■ **Written request**:
Leave out the images; return the rest of the data exactly.

■ **Dataset content**:
***

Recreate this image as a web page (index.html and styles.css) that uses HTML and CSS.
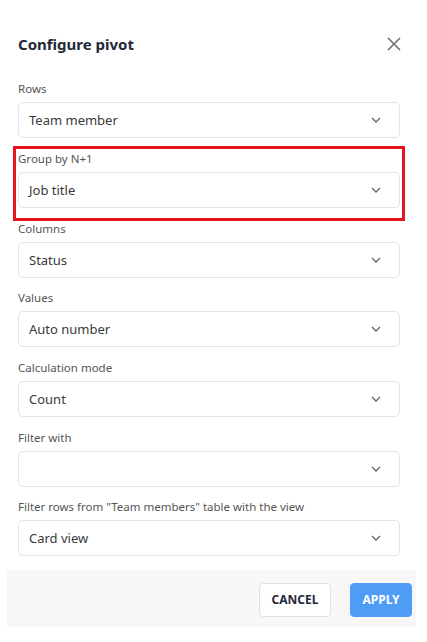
FILE: index.html
```html
<!DOCTYPE html>
<html>
<head>
<meta charset="utf-8">
<link rel="stylesheet" href="styles.css">
</head>
<body>
<div class="dialog">
  <div class="header">
    <h1 class="title">Configure pivot</h1>
    <svg class="close" width="14" height="14" viewBox="0 0 14 14"><path d="M1 1L13 13M13 1L1 13" stroke="#6b6b6b" stroke-width="1.5" fill="none"/></svg>
  </div>
  <div class="fields">
    <div class="field">
      <div class="label">Rows</div>
      <div class="select"><span>Team member</span><svg class="chev" width="10" height="6" viewBox="0 0 10 6"><path d="M1 1L5 5L9 1" stroke="#666" stroke-width="1.3" fill="none"/></svg></div>
    </div>
    <div class="field highlight">
      <div class="label">Group by N+1</div>
      <div class="select"><span>Job title</span><svg class="chev" width="10" height="6" viewBox="0 0 10 6"><path d="M1 1L5 5L9 1" stroke="#666" stroke-width="1.3" fill="none"/></svg></div>
    </div>
    <div class="field">
      <div class="label">Columns</div>
      <div class="select"><span>Status</span><svg class="chev" width="10" height="6" viewBox="0 0 10 6"><path d="M1 1L5 5L9 1" stroke="#666" stroke-width="1.3" fill="none"/></svg></div>
    </div>
    <div class="field">
      <div class="label">Values</div>
      <div class="select"><span>Auto number</span><svg class="chev" width="10" height="6" viewBox="0 0 10 6"><path d="M1 1L5 5L9 1" stroke="#666" stroke-width="1.3" fill="none"/></svg></div>
    </div>
    <div class="field">
      <div class="label">Calculation mode</div>
      <div class="select"><span>Count</span><svg class="chev" width="10" height="6" viewBox="0 0 10 6"><path d="M1 1L5 5L9 1" stroke="#666" stroke-width="1.3" fill="none"/></svg></div>
    </div>
    <div class="field">
      <div class="label">Filter with</div>
      <div class="select"><span></span><svg class="chev" width="10" height="6" viewBox="0 0 10 6"><path d="M1 1L5 5L9 1" stroke="#666" stroke-width="1.3" fill="none"/></svg></div>
    </div>
    <div class="field last">
      <div class="label">Filter rows from "Team members" table with the view</div>
      <div class="select"><span>Card view</span><svg class="chev" width="10" height="6" viewBox="0 0 10 6"><path d="M1 1L5 5L9 1" stroke="#666" stroke-width="1.3" fill="none"/></svg></div>
    </div>
  </div>
  <div class="footer">
    <button class="btn cancel">CANCEL</button>
    <button class="btn apply">APPLY</button>
  </div>
</div>
</body>
</html>
```
FILE: styles.css
```css
html, body {
  margin: 0;
  padding: 0;
  background: #ffffff;
}
body {
  font-family: "Noto Sans", "Open Sans", "Liberation Sans", sans-serif;
  color: #333;
}
.dialog {
  width: 427px;
  padding-top: 33px;
  box-sizing: border-box;
}
.header {
  display: flex;
  align-items: center;
  justify-content: space-between;
  padding: 0 26px 0 18px;
  width: 427px;
  box-sizing: border-box;
  height: 22px;
}
.title {
  margin: 0;
  font-size: 15px;
  font-weight: 700;
  color: #1f2937;
  line-height: 22px;
}
.close {
  display: block;
  margin-top: 0;
}
.fields {
  margin: 26px 0 0 18px;
  width: 382px;
}
.field {
  margin-bottom: 12.67px;
}
.field.last {
  margin-bottom: 0;
}
.label {
  font-size: 11.5px;
  line-height: 16px;
  color: #555;
  margin-bottom: 5px;
  white-space: nowrap;
}
.select {
  height: 36px;
  box-sizing: border-box;
  border: 1px solid #e3e3e3;
  border-radius: 5px;
  display: flex;
  align-items: center;
  justify-content: space-between;
  padding: 0 18px 0 10px;
  font-size: 13px;
  color: #3a3a3a;
  background: #fff;
}
.chev {
  display: block;
}
.highlight {
  margin: -5px -5px 0 -5px;
  border: 3px solid #e8141e;
  padding: 2px 2px 10px 2px;
}
.footer {
  margin: 14px 11px 0 7px;
  height: 57px;
  background: #f7f7f7;
  display: flex;
  align-items: center;
  justify-content: flex-end;
  gap: 19px;
  padding-right: 4px;
  padding-top: 2px;
  box-sizing: border-box;
}
.btn {
  height: 34px;
  border-radius: 4px;
  font-family: "Noto Sans", "Open Sans", "Liberation Sans", sans-serif;
  font-size: 12px;
  font-weight: 700;
  cursor: pointer;
  padding: 0;
}
.cancel {
  width: 72px;
  background: #fff;
  border: 1px solid #e2e2e2;
  color: #1f2937;
}
.apply {
  width: 62px;
  background: #4f9cf6;
  border: 1px solid #4f9cf6;
  color: #fff;
}
```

***

■ **Solution to the problem**:
Recreate this image as a web page (index.html and styles.css) that uses HTML and CSS.
FILE: index.html
```html
<!DOCTYPE html>
<html>
<head>
<meta charset="utf-8">
<link rel="stylesheet" href="styles.css">
</head>
<body>
<div class="dialog">
  <div class="header">
    <h1 class="title">Configure pivot</h1>
    <svg class="close" width="14" height="14" viewBox="0 0 14 14"><path d="M1 1L13 13M13 1L1 13" stroke="#6b6b6b" stroke-width="1.5" fill="none"/></svg>
  </div>
  <div class="fields">
    <div class="field">
      <div class="label">Rows</div>
      <div class="select"><span>Team member</span><svg class="chev" width="10" height="6" viewBox="0 0 10 6"><path d="M1 1L5 5L9 1" stroke="#666" stroke-width="1.3" fill="none"/></svg></div>
    </div>
    <div class="field highlight">
      <div class="label">Group by N+1</div>
      <div class="select"><span>Job title</span><svg class="chev" width="10" height="6" viewBox="0 0 10 6"><path d="M1 1L5 5L9 1" stroke="#666" stroke-width="1.3" fill="none"/></svg></div>
    </div>
    <div class="field">
      <div class="label">Columns</div>
      <div class="select"><span>Status</span><svg class="chev" width="10" height="6" viewBox="0 0 10 6"><path d="M1 1L5 5L9 1" stroke="#666" stroke-width="1.3" fill="none"/></svg></div>
    </div>
    <div class="field">
      <div class="label">Values</div>
      <div class="select"><span>Auto number</span><svg class="chev" width="10" height="6" viewBox="0 0 10 6"><path d="M1 1L5 5L9 1" stroke="#666" stroke-width="1.3" fill="none"/></svg></div>
    </div>
    <div class="field">
      <div class="label">Calculation mode</div>
      <div class="select"><span>Count</span><svg class="chev" width="10" height="6" viewBox="0 0 10 6"><path d="M1 1L5 5L9 1" stroke="#666" stroke-width="1.3" fill="none"/></svg></div>
    </div>
    <div class="field">
      <div class="label">Filter with</div>
      <div class="select"><span></span><svg class="chev" width="10" height="6" viewBox="0 0 10 6"><path d="M1 1L5 5L9 1" stroke="#666" stroke-width="1.3" fill="none"/></svg></div>
    </div>
    <div class="field last">
      <div class="label">Filter rows from "Team members" table with the view</div>
      <div class="select"><span>Card view</span><svg class="chev" width="10" height="6" viewBox="0 0 10 6"><path d="M1 1L5 5L9 1" stroke="#666" stroke-width="1.3" fill="none"/></svg></div>
    </div>
  </div>
  <div class="footer">
    <button class="btn cancel">CANCEL</button>
    <button class="btn apply">APPLY</button>
  </div>
</div>
</body>
</html>
```
FILE: styles.css
```css
html, body {
  margin: 0;
  padding: 0;
  background: #ffffff;
}
body {
  font-family: "Noto Sans", "Open Sans", "Liberation Sans", sans-serif;
  color: #333;
}
.dialog {
  width: 427px;
  padding-top: 33px;
  box-sizing: border-box;
}
.header {
  display: flex;
  align-items: center;
  justify-content: space-between;
  padding: 0 26px 0 18px;
  width: 427px;
  box-sizing: border-box;
  height: 22px;
}
.title {
  margin: 0;
  font-size: 15px;
  font-weight: 700;
  color: #1f2937;
  line-height: 22px;
}
.close {
  display: block;
  margin-top: 0;
}
.fields {
  margin: 26px 0 0 18px;
  width: 382px;
}
.field {
  margin-bottom: 12.67px;
}
.field.last {
  margin-bottom: 0;
}
.label {
  font-size: 11.5px;
  line-height: 16px;
  color: #555;
  margin-bottom: 5px;
  white-space: nowrap;
}
.select {
  height: 36px;
  box-sizing: border-box;
  border: 1px solid #e3e3e3;
  border-radius: 5px;
  display: flex;
  align-items: center;
  justify-content: space-between;
  padding: 0 18px 0 10px;
  font-size: 13px;
  color: #3a3a3a;
  background: #fff;
}
.chev {
  display: block;
}
.highlight {
  margin: -5px -5px 0 -5px;
  border: 3px solid #e8141e;
  padding: 2px 2px 10px 2px;
}
.footer {
  margin: 14px 11px 0 7px;
  height: 57px;
  background: #f7f7f7;
  display: flex;
  align-items: center;
  justify-content: flex-end;
  gap: 19px;
  padding-right: 4px;
  padding-top: 2px;
  box-sizing: border-box;
}
.btn {
  height: 34px;
  border-radius: 4px;
  font-family: "Noto Sans", "Open Sans", "Liberation Sans", sans-serif;
  font-size: 12px;
  font-weight: 700;
  cursor: pointer;
  padding: 0;
}
.cancel {
  width: 72px;
  background: #fff;
  border: 1px solid #e2e2e2;
  color: #1f2937;
}
.apply {
  width: 62px;
  background: #4f9cf6;
  border: 1px solid #4f9cf6;
  color: #fff;
}
```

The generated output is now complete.